In “A Novel Registration Method for High Resolution Remote Sensing Images Based on JSEG and NMI,” Chao Wang et al. takle the difficulties in applying multi-scale analysis tools to high resolution remote sensing image registration. The article presents a new registration method combining J-segmentation (JSEG) and normalized mutual information (NMI). Besides accurate extraction of feature points, the authors show that the method produces a reasonable distribution of control point pairs.

Laksono Kurnianggoro et al., in their paper “Calibration of a 2D Laser Scanner System and Rotating Platform using a Point-Plane Constraint,” explore the use of a 2D laser scanner for constructing a low-cost 3D scanner system. The two key parameters, the rotation axis and radius, are determined through careful calibration.

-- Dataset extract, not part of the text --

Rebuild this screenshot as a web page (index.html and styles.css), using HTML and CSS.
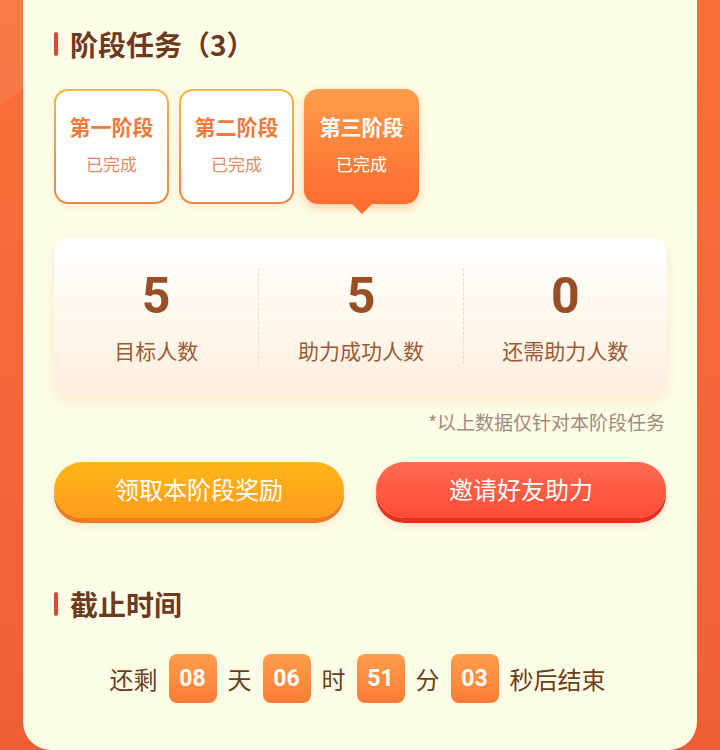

Simulations involving synthetic data reveal low errors of the proposed method in terms of orientation degree and radius.

And finally, Laura C. Rodriguez-Martinez et al., in “Identifying Common Activities in the Graphical User Interface Development Process and their integration into the Software-System Development Life Cycle,” propose a generic model for the GUI development process (GDP), based on an identified set of activities. The article identifies common activities of previous GDPs, defines an approach to a generic GDP limited to its phases and activities, and discussed the integration of such a generic GDP with software system development life cycles. The approach is compared to other methods for GDP in the field of human-computer interaction, and illustrated on an e-commerce Web application case study.